"O povo é quem mais ordena" foi também uma das mensagens que marcaram a Revolução de 25 de Abril de 1974, em Portugal. Na verdade, o nosso texto constitucional deixa bem presente que a soberania reside no povo. O povo é soberano e é ele que tem o direito de escolher os seus governantes, o voto popular é ainda uma das maiores armas das democracias.

"O povo é o meu patrão" é uma frase que não é inédita, nem exclusiva de João Lourenço, já aqui deixei os exemplos de Samora Machel e Filipe Nyusi, em Moçambique. Mas, na verdade, não passa de retórica política e pura cosmética.

A história, os exemplos e os modelos de governação em África deixam bem claro que os governantes não se deixam estar numa posição de subalternização em relação ao povo.

Temos de ser honestos e coerentes, conhecendo o estilo e forma de governar de João Lourenço, vamos acreditar que ele aceite o povo como seu patrão? Ele é o dono e senhor do poder e jamais aceitará que outro ente tenha poder sobre ele.

Os auxiliares que aplaudiram quando ele fez este pronunciamento nem acreditam nisso. Uma coisa é o que é dito e outra é o que é praticado. A prática é o critério da verdade.

O Parlamento que em termos democráticos representa o Povo, que agora é o "Patrão do Presidente da República", tem sobre ele um papel meramente "passivo".

O Parlamento é um "patrão" que não pode, nem deve fiscalizar ou pedir contas ao seu "empregado". É um "patrão" que constantemente se queixa, encontra barreiras para fazer audições periódicas ao seu "empregado". Um "empregado" que quando vai prestar contas anuais em sede de algo que se chama "Estado da Nação" não permite que seja questionado pelos representantes do "patrão"? Não vale dizer que o povo é o seu patrão quando não se respeita a tal autoridade.

O povo somos todos nós, somos um dos elementos fundamentais daquilo que se chama Nação. Os dirigentes, militantes e simpatizantes dos partidos da oposição, os membros das organizações da sociedade civil, os jornalistas, comentadores, opinion-makers, e outros, não deixam de ser parte do povo apenas por escrutinar o exercício do poder e porque têm uma visão crítica sobre certos modelos da sua governação, fazem todos parte deste povo que agora o PR anunciou como seu patrão.

Portanto, não faz sentido um "empregado" "mandar passear" o seu "patrão". Isto pode ser encarado como insubordinação e dá direito a um processo disciplinar.

Existe aqui uma questão muito importante de posição e comunicação.

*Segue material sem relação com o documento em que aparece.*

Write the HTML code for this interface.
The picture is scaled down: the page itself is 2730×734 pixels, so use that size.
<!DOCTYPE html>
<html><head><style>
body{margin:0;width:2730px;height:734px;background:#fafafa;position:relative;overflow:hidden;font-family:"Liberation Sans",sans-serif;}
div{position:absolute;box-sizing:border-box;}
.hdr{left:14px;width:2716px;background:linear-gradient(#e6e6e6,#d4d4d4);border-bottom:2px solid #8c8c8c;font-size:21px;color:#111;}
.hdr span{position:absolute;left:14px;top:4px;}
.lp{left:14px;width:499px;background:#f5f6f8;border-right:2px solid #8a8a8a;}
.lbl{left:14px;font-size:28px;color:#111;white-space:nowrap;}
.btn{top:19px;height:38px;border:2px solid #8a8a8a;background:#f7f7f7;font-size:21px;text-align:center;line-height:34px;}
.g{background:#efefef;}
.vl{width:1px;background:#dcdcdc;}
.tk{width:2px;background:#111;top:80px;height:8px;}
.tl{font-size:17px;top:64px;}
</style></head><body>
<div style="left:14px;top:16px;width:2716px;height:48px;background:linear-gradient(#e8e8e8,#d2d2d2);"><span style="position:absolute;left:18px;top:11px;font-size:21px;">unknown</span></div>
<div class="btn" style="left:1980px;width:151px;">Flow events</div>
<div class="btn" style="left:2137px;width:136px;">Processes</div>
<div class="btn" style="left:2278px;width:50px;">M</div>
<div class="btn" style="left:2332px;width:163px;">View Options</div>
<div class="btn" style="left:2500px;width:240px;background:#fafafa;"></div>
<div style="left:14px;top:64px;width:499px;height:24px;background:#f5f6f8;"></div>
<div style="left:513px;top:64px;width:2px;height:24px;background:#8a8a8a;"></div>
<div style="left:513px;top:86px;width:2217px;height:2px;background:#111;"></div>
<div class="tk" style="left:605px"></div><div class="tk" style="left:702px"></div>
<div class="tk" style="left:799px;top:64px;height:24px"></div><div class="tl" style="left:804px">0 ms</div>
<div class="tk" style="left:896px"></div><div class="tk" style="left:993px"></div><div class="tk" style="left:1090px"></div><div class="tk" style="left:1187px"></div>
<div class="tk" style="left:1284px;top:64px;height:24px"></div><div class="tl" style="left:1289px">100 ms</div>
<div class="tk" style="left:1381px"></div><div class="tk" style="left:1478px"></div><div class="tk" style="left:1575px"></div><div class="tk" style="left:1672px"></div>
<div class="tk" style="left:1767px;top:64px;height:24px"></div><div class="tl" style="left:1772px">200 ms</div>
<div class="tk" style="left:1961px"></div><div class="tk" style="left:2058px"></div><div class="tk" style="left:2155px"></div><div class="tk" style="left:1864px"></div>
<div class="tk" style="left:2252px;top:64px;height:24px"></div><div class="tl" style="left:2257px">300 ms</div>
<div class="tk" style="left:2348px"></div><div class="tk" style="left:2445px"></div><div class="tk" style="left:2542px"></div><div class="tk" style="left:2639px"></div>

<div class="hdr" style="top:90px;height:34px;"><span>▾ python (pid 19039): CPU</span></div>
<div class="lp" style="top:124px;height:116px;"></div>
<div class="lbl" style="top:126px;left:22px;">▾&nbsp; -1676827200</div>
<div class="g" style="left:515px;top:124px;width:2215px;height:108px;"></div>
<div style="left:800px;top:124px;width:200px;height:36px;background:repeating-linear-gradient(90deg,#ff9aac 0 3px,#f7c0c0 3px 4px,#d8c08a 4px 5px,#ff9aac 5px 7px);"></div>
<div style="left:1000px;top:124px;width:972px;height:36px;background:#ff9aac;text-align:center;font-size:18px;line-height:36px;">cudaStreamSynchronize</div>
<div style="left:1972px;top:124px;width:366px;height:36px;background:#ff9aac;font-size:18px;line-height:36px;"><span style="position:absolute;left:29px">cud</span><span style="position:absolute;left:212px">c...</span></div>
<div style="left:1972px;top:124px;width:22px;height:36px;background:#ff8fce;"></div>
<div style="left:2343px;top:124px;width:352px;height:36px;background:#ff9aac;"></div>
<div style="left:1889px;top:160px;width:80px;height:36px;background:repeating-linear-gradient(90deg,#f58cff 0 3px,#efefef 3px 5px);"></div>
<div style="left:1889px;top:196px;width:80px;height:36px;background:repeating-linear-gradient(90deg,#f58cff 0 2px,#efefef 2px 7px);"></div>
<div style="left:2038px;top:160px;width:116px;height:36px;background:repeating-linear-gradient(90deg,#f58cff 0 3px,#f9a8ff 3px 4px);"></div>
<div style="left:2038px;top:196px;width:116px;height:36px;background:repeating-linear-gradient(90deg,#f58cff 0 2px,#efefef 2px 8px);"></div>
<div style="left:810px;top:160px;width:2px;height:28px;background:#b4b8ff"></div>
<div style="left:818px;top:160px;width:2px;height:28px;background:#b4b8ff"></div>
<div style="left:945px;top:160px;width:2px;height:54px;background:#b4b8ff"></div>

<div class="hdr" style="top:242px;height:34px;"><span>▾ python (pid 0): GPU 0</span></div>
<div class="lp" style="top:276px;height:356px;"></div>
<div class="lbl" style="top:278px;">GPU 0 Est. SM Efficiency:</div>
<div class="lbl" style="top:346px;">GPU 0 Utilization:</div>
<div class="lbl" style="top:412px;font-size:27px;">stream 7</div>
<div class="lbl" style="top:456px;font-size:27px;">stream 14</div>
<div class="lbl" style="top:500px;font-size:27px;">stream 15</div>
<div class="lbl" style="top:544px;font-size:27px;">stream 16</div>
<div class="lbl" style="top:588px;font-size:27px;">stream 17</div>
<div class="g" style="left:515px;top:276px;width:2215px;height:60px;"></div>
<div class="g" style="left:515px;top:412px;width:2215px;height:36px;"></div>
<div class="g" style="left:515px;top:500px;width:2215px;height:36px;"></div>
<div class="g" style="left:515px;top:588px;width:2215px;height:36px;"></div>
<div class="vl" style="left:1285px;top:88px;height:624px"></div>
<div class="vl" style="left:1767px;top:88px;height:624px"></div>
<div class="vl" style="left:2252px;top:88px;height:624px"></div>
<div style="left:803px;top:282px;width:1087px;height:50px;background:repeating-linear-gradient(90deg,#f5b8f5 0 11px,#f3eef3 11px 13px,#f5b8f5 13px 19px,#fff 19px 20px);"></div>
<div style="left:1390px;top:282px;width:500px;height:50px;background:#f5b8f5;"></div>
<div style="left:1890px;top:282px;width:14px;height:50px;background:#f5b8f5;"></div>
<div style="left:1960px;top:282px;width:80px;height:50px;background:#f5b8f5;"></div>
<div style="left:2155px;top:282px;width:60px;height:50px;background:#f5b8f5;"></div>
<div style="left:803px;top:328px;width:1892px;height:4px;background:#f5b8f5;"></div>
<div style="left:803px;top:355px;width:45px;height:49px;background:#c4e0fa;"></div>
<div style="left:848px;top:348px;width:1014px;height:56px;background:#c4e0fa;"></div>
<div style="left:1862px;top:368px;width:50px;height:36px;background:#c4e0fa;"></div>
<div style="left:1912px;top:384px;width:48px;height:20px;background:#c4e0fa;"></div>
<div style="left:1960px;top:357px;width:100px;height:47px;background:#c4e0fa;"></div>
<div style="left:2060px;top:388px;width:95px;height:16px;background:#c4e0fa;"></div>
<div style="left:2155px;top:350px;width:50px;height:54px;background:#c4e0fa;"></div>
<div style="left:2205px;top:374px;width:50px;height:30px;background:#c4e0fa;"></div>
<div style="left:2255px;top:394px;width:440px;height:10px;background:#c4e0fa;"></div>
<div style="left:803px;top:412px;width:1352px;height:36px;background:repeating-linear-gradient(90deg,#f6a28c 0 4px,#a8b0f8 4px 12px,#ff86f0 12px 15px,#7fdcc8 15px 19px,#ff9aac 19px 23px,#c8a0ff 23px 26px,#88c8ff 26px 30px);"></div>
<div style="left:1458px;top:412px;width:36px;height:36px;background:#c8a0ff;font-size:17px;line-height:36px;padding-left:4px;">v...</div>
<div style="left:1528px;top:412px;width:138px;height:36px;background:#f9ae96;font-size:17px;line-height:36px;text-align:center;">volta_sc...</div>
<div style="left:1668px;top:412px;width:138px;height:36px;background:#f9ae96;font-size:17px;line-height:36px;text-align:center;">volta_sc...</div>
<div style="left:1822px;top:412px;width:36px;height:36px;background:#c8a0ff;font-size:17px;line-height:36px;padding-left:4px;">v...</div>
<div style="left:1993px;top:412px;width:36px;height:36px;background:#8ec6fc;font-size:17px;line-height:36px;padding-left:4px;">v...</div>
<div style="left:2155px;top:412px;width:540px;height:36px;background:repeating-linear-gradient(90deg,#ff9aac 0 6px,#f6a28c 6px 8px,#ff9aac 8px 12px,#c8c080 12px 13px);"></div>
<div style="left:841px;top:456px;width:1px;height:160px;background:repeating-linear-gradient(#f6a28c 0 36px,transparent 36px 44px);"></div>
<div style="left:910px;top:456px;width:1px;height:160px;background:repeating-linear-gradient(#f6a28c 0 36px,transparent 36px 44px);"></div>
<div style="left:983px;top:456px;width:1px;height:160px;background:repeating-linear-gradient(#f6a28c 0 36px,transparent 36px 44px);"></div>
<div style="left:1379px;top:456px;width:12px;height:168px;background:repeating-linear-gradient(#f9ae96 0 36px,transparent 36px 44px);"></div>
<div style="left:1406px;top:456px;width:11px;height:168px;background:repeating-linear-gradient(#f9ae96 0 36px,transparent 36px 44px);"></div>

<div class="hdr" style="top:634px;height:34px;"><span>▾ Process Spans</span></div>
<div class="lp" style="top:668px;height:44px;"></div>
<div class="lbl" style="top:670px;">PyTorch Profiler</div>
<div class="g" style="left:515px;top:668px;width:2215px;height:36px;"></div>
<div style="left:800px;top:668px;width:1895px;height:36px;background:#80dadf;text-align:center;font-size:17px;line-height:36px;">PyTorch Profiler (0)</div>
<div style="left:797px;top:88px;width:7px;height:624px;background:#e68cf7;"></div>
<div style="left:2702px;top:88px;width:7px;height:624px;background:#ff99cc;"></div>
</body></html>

Nestes eventos, como a visita que fez ao Moxico-Leste, onde até reuniu o seu conselho de ministros, João Lourenço deve manter uma posição de estadista e não pode haver dúvidas sobre isso.

Os cidadãos não podem ficar na dúvida sobre quando é que está a falar o Presidente da República ou quando está a falar o presidente do MPLA. E a sua comunicação tem de estar ao nível de um estadista, tem a responsabilidade de elevar o discurso, tem de marcar o nível do discurso, nestas circunstâncias, deve evitar ficar pelas farpas partidárias. Deve posicionar-se, mostrar aos cidadãos, aos membros do seu partido e da oposição que está num nível superior, o de Chefe de Estado.

Uma coisa que não se pode esquecer: João Lourenço é o Presidente de todos os angolanos, tem poderes de representação e legitimidade que lhe foi concedida pelo povo por via do voto. Mas isso faz com que tenha também de ter coerência, humildade e consciência para assumir que, na verdade, o povo não é o seu patrão.

Aquilo é mera retórica e um certo populismo para animar a malta. João Lourenço não tem patrão, é patrão de si próprio. E é algo que não é só dele, é assim com a maior parte dos governantes em África.

Para o actual momento de crise económica, social e moral, um momento de falta de confiança nos políticos e nas instituições, o povo seria um patrão implacável.

Neste momento em que tem os piores níveis de popularidade, a última coisa que João Lourenço podia pedir era ter o povo como seu patrão. Se o povo fosse o seu patrão de verdade, obviamente demiti-lo-ia, alegando justa causa.